Editor's Note: As part of CultureMap's State of the Arts series, we are highlighting upcoming arts events you won't want to miss. While concentrating on fall, there are some spring events our contributors believe are worth noting now.
A pitch-dark stage only lit by the flickering glow of two ornate candelabras. When the music begins, a deep voice emerges from nothingness. The broken melody develops into a passionate, through-composed aria that follows the emotional contour of the text to the likes of the Verdi or Puccini.
Except that this work was composed two centuries earlier.
Unless you are an early music junkie, it's relatively easy to stereotype the aesthetic of anything pre-Bach as music that belongs in a church. And yes, though much of what was being composed in 16th and 17th century Venice was sacred, the style veers from any resemblance to the strict structures, rigid rules and standard progressions that Baroque and Classicism were fond of.
It's time to explore further the mishmash that was La Serenissima during its golden age.
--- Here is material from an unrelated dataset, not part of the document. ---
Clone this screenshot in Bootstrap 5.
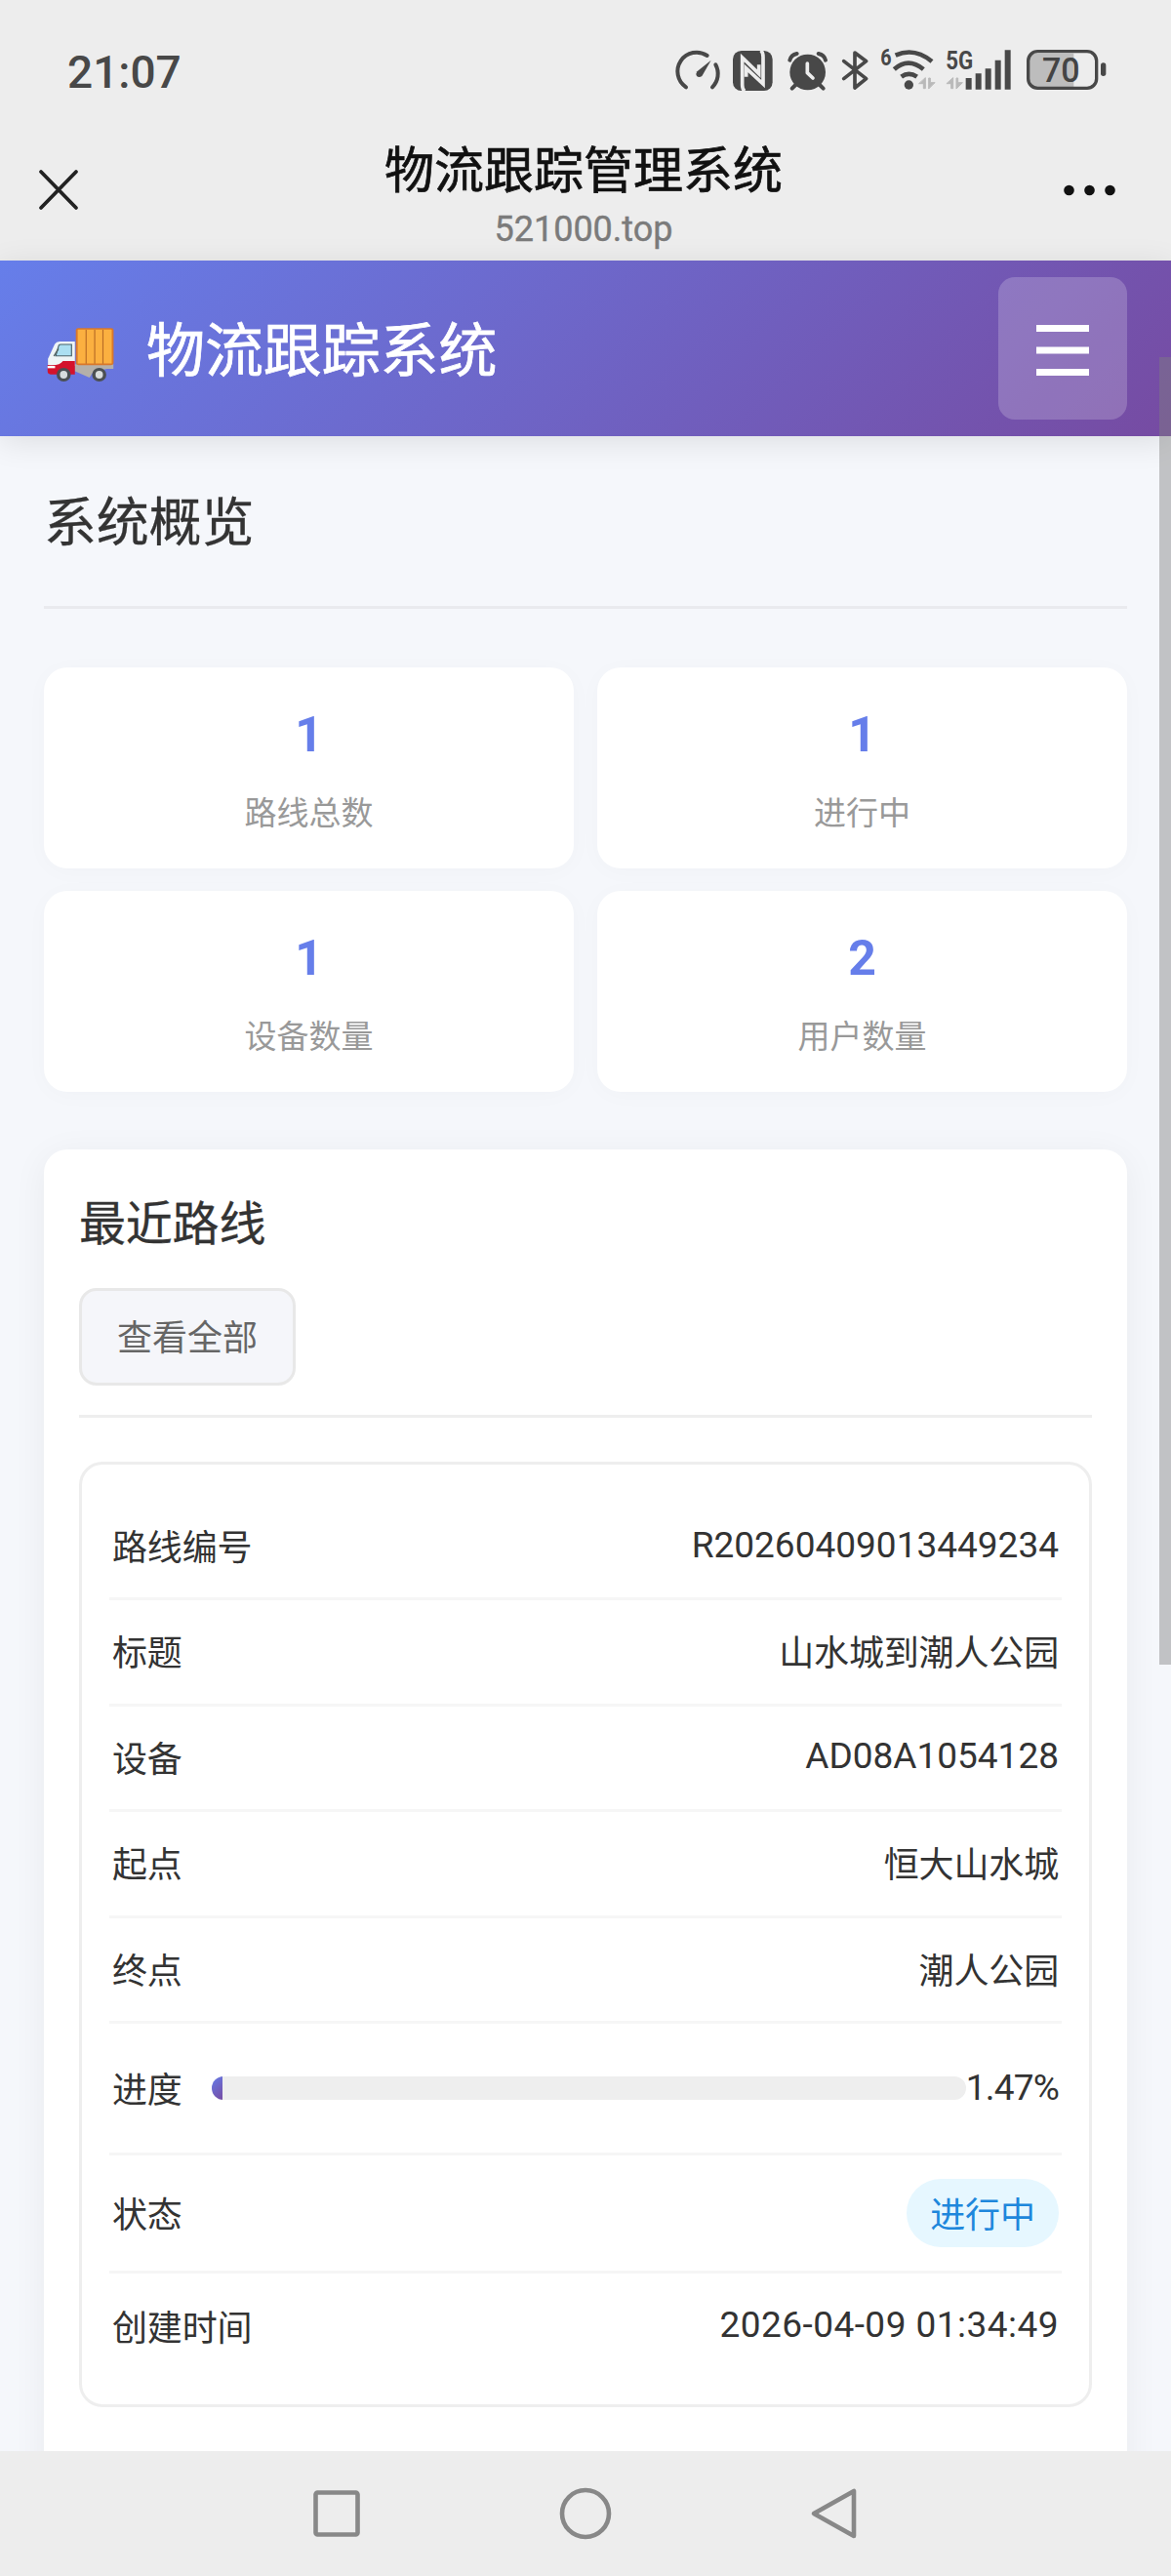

If Ars Lyrica's performance of Monteverdi's Madrigals of Love and War got under your skin — as it did for me — then it's time to explore further the mishmash that was La Serenissima during its golden age, when, in addition to Monteverdi, composers Biagio Marini, Francesco Manelli and Benedetto Ferrari rocked their music party scene with tunes that were crafted to rouse emotions.
The way to do so is by penciling in your calendar the Houston debut of lutenist Vincent Dumestre's award-winning ensemble, Poème Harmonique, on March 9 at Wortham Theater Center, presented by Da Camera and Houston Early Music. The program titled "Venezia dalle Calli ai Palazzi" travels from the ostentatious castles to the meandering streets exploring the bricolage of the City of Masks in the early 17th century.
Better yet, the group's rare period instruments like the theorbo, the lirone, the tiorbino and the arpa tripla will render this experience as authentic as it can possibly be without having to travel thousands of miles away from our own Bayou City. If you can't wait that long, indulge in a video of a Poème Harmonique performance (above). That should whet your musical appetite.